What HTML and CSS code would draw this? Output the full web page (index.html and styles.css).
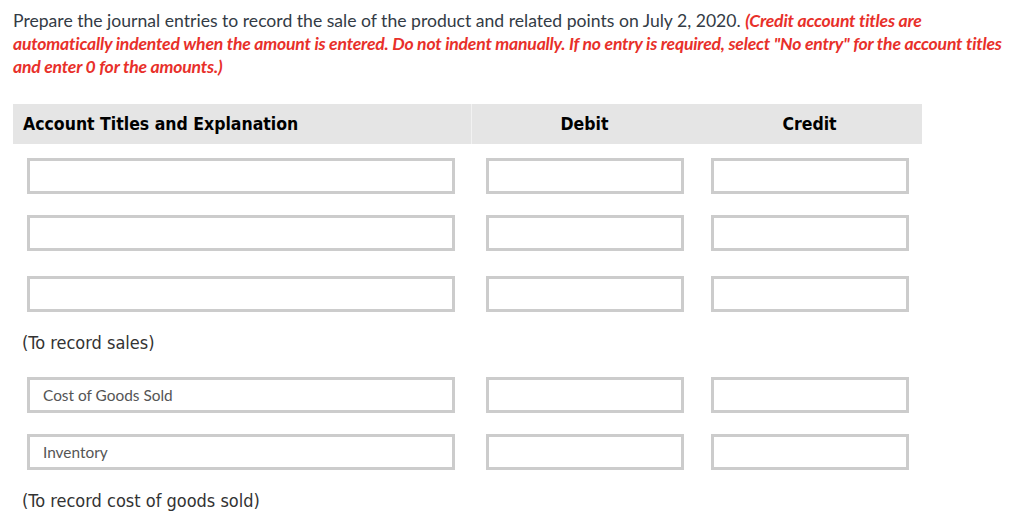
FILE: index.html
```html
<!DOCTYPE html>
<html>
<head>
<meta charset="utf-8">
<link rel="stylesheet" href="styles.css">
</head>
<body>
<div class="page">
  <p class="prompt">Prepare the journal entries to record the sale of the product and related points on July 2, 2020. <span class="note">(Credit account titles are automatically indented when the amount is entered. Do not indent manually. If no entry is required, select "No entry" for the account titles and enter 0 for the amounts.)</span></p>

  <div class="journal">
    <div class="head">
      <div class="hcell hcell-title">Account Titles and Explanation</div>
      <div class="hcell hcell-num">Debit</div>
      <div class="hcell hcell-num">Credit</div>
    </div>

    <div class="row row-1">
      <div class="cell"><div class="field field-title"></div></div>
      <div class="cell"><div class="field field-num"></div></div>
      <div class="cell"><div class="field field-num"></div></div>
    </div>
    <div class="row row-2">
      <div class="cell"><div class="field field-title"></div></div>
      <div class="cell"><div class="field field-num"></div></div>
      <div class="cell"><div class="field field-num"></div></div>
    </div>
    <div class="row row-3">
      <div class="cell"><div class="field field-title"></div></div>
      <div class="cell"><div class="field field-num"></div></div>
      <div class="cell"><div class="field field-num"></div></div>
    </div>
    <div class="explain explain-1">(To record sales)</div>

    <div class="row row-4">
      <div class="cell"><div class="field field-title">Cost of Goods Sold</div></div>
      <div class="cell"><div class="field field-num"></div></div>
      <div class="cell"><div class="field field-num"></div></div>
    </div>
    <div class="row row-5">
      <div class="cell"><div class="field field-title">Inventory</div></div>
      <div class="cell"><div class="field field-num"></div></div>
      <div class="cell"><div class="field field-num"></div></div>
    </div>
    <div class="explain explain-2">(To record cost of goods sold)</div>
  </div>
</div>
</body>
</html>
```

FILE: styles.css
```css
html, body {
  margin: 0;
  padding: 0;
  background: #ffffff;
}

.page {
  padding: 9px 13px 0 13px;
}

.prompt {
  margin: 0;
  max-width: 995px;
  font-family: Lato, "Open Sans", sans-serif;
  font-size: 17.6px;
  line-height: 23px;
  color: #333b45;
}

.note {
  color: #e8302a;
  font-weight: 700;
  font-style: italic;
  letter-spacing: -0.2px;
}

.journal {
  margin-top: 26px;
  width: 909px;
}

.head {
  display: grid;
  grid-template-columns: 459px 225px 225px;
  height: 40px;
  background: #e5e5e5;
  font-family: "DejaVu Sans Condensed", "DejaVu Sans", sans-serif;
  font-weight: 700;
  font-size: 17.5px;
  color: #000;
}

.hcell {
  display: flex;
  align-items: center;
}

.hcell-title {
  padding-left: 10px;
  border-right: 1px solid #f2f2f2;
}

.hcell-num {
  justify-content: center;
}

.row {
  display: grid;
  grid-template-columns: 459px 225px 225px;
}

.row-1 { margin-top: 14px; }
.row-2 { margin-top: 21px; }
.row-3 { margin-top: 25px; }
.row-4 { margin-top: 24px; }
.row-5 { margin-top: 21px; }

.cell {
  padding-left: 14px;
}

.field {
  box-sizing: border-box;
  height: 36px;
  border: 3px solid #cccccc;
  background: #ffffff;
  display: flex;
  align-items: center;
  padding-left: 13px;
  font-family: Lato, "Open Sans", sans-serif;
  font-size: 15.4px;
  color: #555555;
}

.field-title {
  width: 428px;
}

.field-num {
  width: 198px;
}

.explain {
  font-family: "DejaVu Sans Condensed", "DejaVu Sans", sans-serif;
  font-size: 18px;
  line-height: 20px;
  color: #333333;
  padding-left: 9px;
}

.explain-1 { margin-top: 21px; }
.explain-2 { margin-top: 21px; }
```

####################

**TO BE DONE**
Quote the data exactly, leaving every image out of the copy.

**WRITTEN RESPONSE**
What HTML and CSS code would draw this? Output the full web page (index.html and styles.css).
FILE: index.html
```html
<!DOCTYPE html>
<html>
<head>
<meta charset="utf-8">
<link rel="stylesheet" href="styles.css">
</head>
<body>
<div class="page">
  <p class="prompt">Prepare the journal entries to record the sale of the product and related points on July 2, 2020. <span class="note">(Credit account titles are automatically indented when the amount is entered. Do not indent manually. If no entry is required, select "No entry" for the account titles and enter 0 for the amounts.)</span></p>

  <div class="journal">
    <div class="head">
      <div class="hcell hcell-title">Account Titles and Explanation</div>
      <div class="hcell hcell-num">Debit</div>
      <div class="hcell hcell-num">Credit</div>
    </div>

    <div class="row row-1">
      <div class="cell"><div class="field field-title"></div></div>
      <div class="cell"><div class="field field-num"></div></div>
      <div class="cell"><div class="field field-num"></div></div>
    </div>
    <div class="row row-2">
      <div class="cell"><div class="field field-title"></div></div>
      <div class="cell"><div class="field field-num"></div></div>
      <div class="cell"><div class="field field-num"></div></div>
    </div>
    <div class="row row-3">
      <div class="cell"><div class="field field-title"></div></div>
      <div class="cell"><div class="field field-num"></div></div>
      <div class="cell"><div class="field field-num"></div></div>
    </div>
    <div class="explain explain-1">(To record sales)</div>

    <div class="row row-4">
      <div class="cell"><div class="field field-title">Cost of Goods Sold</div></div>
      <div class="cell"><div class="field field-num"></div></div>
      <div class="cell"><div class="field field-num"></div></div>
    </div>
    <div class="row row-5">
      <div class="cell"><div class="field field-title">Inventory</div></div>
      <div class="cell"><div class="field field-num"></div></div>
      <div class="cell"><div class="field field-num"></div></div>
    </div>
    <div class="explain explain-2">(To record cost of goods sold)</div>
  </div>
</div>
</body>
</html>
```

FILE: styles.css
```css
html, body {
  margin: 0;
  padding: 0;
  background: #ffffff;
}

.page {
  padding: 9px 13px 0 13px;
}

.prompt {
  margin: 0;
  max-width: 995px;
  font-family: Lato, "Open Sans", sans-serif;
  font-size: 17.6px;
  line-height: 23px;
  color: #333b45;
}

.note {
  color: #e8302a;
  font-weight: 700;
  font-style: italic;
  letter-spacing: -0.2px;
}

.journal {
  margin-top: 26px;
  width: 909px;
}

.head {
  display: grid;
  grid-template-columns: 459px 225px 225px;
  height: 40px;
  background: #e5e5e5;
  font-family: "DejaVu Sans Condensed", "DejaVu Sans", sans-serif;
  font-weight: 700;
  font-size: 17.5px;
  color: #000;
}

.hcell {
  display: flex;
  align-items: center;
}

.hcell-title {
  padding-left: 10px;
  border-right: 1px solid #f2f2f2;
}

.hcell-num {
  justify-content: center;
}

.row {
  display: grid;
  grid-template-columns: 459px 225px 225px;
}

.row-1 { margin-top: 14px; }
.row-2 { margin-top: 21px; }
.row-3 { margin-top: 25px; }
.row-4 { margin-top: 24px; }
.row-5 { margin-top: 21px; }

.cell {
  padding-left: 14px;
}

.field {
  box-sizing: border-box;
  height: 36px;
  border: 3px solid #cccccc;
  background: #ffffff;
  display: flex;
  align-items: center;
  padding-left: 13px;
  font-family: Lato, "Open Sans", sans-serif;
  font-size: 15.4px;
  color: #555555;
}

.field-title {
  width: 428px;
}

.field-num {
  width: 198px;
}

.explain {
  font-family: "DejaVu Sans Condensed", "DejaVu Sans", sans-serif;
  font-size: 18px;
  line-height: 20px;
  color: #333333;
  padding-left: 9px;
}

.explain-1 { margin-top: 21px; }
.explain-2 { margin-top: 21px; }
```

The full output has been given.